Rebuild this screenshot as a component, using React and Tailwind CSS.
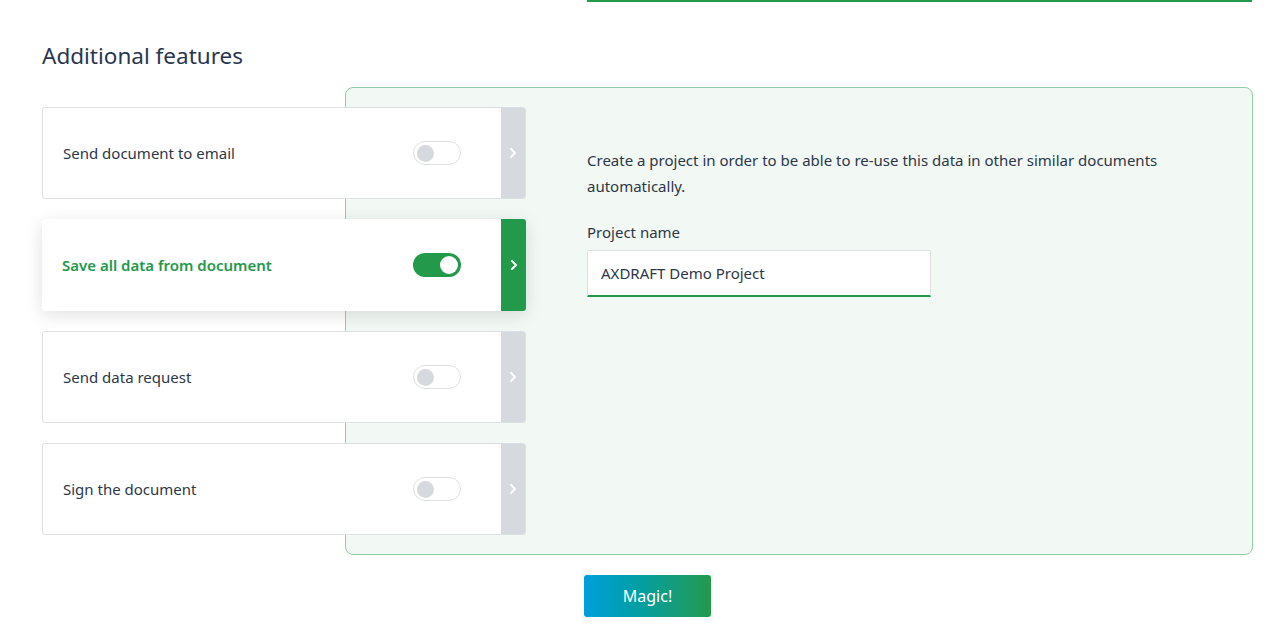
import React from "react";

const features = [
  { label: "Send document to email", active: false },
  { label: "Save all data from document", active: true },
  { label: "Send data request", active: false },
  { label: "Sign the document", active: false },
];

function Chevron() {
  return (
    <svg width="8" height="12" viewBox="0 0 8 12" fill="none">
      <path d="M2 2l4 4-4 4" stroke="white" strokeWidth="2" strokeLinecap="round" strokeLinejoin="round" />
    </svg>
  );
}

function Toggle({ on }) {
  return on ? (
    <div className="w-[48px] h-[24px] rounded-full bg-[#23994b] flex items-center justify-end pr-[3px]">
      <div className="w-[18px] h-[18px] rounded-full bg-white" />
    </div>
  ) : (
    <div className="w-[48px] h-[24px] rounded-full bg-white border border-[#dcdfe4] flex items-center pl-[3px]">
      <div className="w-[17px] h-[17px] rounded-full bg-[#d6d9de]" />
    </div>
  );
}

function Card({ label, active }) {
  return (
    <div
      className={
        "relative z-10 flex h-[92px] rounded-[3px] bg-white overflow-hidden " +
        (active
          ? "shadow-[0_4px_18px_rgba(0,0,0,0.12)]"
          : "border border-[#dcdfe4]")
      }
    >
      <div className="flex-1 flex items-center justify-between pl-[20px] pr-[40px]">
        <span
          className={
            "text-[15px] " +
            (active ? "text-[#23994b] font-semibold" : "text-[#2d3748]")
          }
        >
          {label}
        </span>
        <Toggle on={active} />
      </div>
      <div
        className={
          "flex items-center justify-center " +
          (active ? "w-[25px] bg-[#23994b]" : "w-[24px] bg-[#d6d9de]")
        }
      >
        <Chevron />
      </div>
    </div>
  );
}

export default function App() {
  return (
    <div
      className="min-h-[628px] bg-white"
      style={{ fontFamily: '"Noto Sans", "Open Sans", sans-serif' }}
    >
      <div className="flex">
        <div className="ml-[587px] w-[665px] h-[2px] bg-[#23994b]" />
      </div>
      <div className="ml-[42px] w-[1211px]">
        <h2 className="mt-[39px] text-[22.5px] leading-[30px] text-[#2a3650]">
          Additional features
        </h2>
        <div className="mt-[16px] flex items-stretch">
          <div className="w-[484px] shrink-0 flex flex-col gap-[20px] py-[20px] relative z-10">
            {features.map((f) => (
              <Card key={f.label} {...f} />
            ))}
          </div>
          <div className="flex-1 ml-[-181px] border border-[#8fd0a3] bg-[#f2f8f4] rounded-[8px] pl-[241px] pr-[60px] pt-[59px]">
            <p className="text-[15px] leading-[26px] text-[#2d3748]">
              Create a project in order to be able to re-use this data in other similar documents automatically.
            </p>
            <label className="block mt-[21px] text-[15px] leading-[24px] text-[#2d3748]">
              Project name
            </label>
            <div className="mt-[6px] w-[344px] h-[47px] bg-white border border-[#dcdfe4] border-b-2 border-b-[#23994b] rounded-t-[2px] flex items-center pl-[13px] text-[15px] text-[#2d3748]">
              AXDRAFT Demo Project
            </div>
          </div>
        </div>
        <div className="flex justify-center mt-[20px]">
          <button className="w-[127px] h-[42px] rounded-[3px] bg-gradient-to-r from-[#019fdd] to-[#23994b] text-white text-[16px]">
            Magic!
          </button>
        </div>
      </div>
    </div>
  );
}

DIRECTIVE: Print the full listing exactly, dropping the pictures.

TASK SOLUTION:
Rebuild this screenshot as a component, using React and Tailwind CSS.
import React from "react";

const features = [
  { label: "Send document to email", active: false },
  { label: "Save all data from document", active: true },
  { label: "Send data request", active: false },
  { label: "Sign the document", active: false },
];

function Chevron() {
  return (
    <svg width="8" height="12" viewBox="0 0 8 12" fill="none">
      <path d="M2 2l4 4-4 4" stroke="white" strokeWidth="2" strokeLinecap="round" strokeLinejoin="round" />
    </svg>
  );
}

function Toggle({ on }) {
  return on ? (
    <div className="w-[48px] h-[24px] rounded-full bg-[#23994b] flex items-center justify-end pr-[3px]">
      <div className="w-[18px] h-[18px] rounded-full bg-white" />
    </div>
  ) : (
    <div className="w-[48px] h-[24px] rounded-full bg-white border border-[#dcdfe4] flex items-center pl-[3px]">
      <div className="w-[17px] h-[17px] rounded-full bg-[#d6d9de]" />
    </div>
  );
}

function Card({ label, active }) {
  return (
    <div
      className={
        "relative z-10 flex h-[92px] rounded-[3px] bg-white overflow-hidden " +
        (active
          ? "shadow-[0_4px_18px_rgba(0,0,0,0.12)]"
          : "border border-[#dcdfe4]")
      }
    >
      <div className="flex-1 flex items-center justify-between pl-[20px] pr-[40px]">
        <span
          className={
            "text-[15px] " +
            (active ? "text-[#23994b] font-semibold" : "text-[#2d3748]")
          }
        >
          {label}
        </span>
        <Toggle on={active} />
      </div>
      <div
        className={
          "flex items-center justify-center " +
          (active ? "w-[25px] bg-[#23994b]" : "w-[24px] bg-[#d6d9de]")
        }
      >
        <Chevron />
      </div>
    </div>
  );
}

export default function App() {
  return (
    <div
      className="min-h-[628px] bg-white"
      style={{ fontFamily: '"Noto Sans", "Open Sans", sans-serif' }}
    >
      <div className="flex">
        <div className="ml-[587px] w-[665px] h-[2px] bg-[#23994b]" />
      </div>
      <div className="ml-[42px] w-[1211px]">
        <h2 className="mt-[39px] text-[22.5px] leading-[30px] text-[#2a3650]">
          Additional features
        </h2>
        <div className="mt-[16px] flex items-stretch">
          <div className="w-[484px] shrink-0 flex flex-col gap-[20px] py-[20px] relative z-10">
            {features.map((f) => (
              <Card key={f.label} {...f} />
            ))}
          </div>
          <div className="flex-1 ml-[-181px] border border-[#8fd0a3] bg-[#f2f8f4] rounded-[8px] pl-[241px] pr-[60px] pt-[59px]">
            <p className="text-[15px] leading-[26px] text-[#2d3748]">
              Create a project in order to be able to re-use this data in other similar documents automatically.
            </p>
            <label className="block mt-[21px] text-[15px] leading-[24px] text-[#2d3748]">
              Project name
            </label>
            <div className="mt-[6px] w-[344px] h-[47px] bg-white border border-[#dcdfe4] border-b-2 border-b-[#23994b] rounded-t-[2px] flex items-center pl-[13px] text-[15px] text-[#2d3748]">
              AXDRAFT Demo Project
            </div>
          </div>
        </div>
        <div className="flex justify-center mt-[20px]">
          <button className="w-[127px] h-[42px] rounded-[3px] bg-gradient-to-r from-[#019fdd] to-[#23994b] text-white text-[16px]">
            Magic!
          </button>
        </div>
      </div>
    </div>
  );
}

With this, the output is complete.